Основной целью нашей работы является выявление специфики построения текстов художественной прозы для детей. В соответствии с основной целью в диссертационном исследовании ставятся следующие задачи:
очертить границы субъязыка художественной литературы для детей;
выявить зависимость субъязыка художественной литературы для детей от субъязыка детской речи;
3) проанализировать специфику языковых средств пробуждения
рефлексии в текстах художественной прозы для детей;
4) разработать типологию текстов художественной прозы для детей
на основе критерия адресованности того или иного текста той или иной
возрастной группе.
Объектом нашего исследования являются прозаические тексты, за которыми традиционно закреплена адресованность читателю-ребенку. В диссертации анализируются дроби текстов на русском, английском, немецком, французском и румынском языках, которые также выступают как материал исследования.
Предметом исследования являются специфические черты прозаических текстов для детей в отличие от соответствующих текстов, предназначающихся читателю с развитой языковой личностью («взрослому» читателю).
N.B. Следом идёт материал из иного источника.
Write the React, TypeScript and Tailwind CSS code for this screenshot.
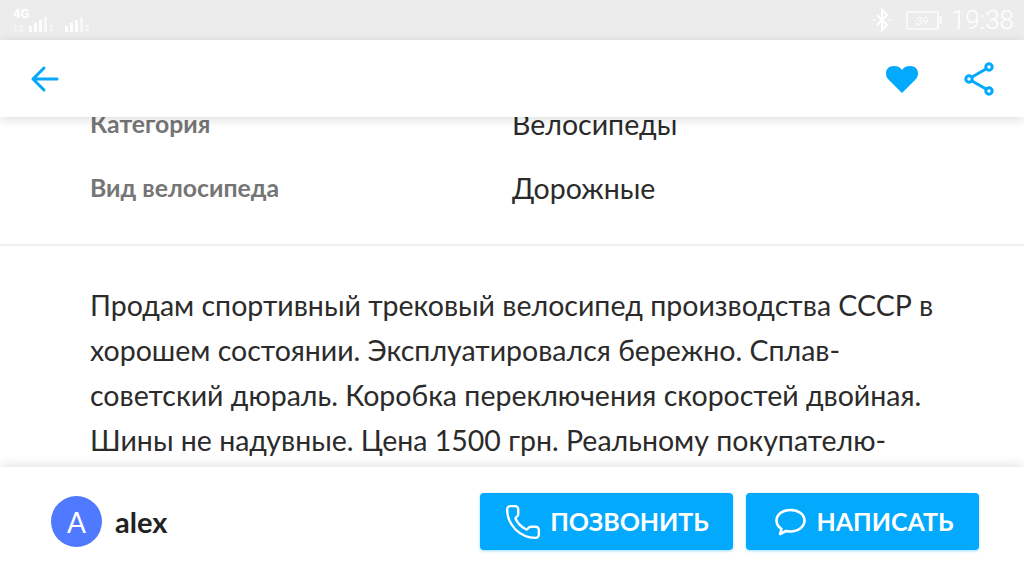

Научная новизна работы состоит в следующем:
1) специфика текстов художественной литературы для детей слабо изучена в рамках филологической герменевтики, опирающейся на системомыследеятельностную методологию, разработанную Московским методологическим кружком; по сути, нами проведено первое диссертационное исследование по изучению специфики текстов художественной литературы для детей в рамках указанного подхода;
вводится категория возрастной релевантности, которая, наряду с категорией художественности, должна служить одним из основных критериев отбора текстов для детского чтения;
в диссертации предложен принцип классификации текстов, учитывающий примерный уровень развитости языковой личности адресата текста;
проведен анализ языковых средств пробуждения рефлексии на основе критериев художественности и возрастной релевантности;
5) впервые разработана типология текстов художественной
литературы для детей, базирующаяся на уровнях речевой способности
предполагаемого адресата текста.
Материалом исследования послужили прозаические тексты, за которыми традиционно закреплена адресованность читателю-ребенку. В диссертации анализируются дроби текста на русском, английском, французском, немецком и румынском языках. Под дробью текста мы понимаем отрывок текста от нескольких предложений до нескольких абзацев, достаточный для интерпретации и анализа рефлективного акта. Впервые дробь текста была выделена для анализа Э. Ауэрбахом [см. Ауэрбах 1976: 69].
Методы исследования. Методологическую и теоретическую основу диссертационного исследования составили труды российских и зарубежных ученых, посвященные проблеме понимания как активного процесса мыследействования. Методы исследования определены спецификой изучаемого предмета и поставленными задачами с опорой на системомыследеятельностную методологию, разработанную Г.П. Щедровицким. В качестве основных методов используются методы интроспекции и интерпретации текста. Практическая интерпретация художественных текстов выполнена в рамках универсальной рефлективной техники герменевтического круга, базирующейся на трехпоясной схеме мыследеятельности, предложенной Г.П. Щедровицким.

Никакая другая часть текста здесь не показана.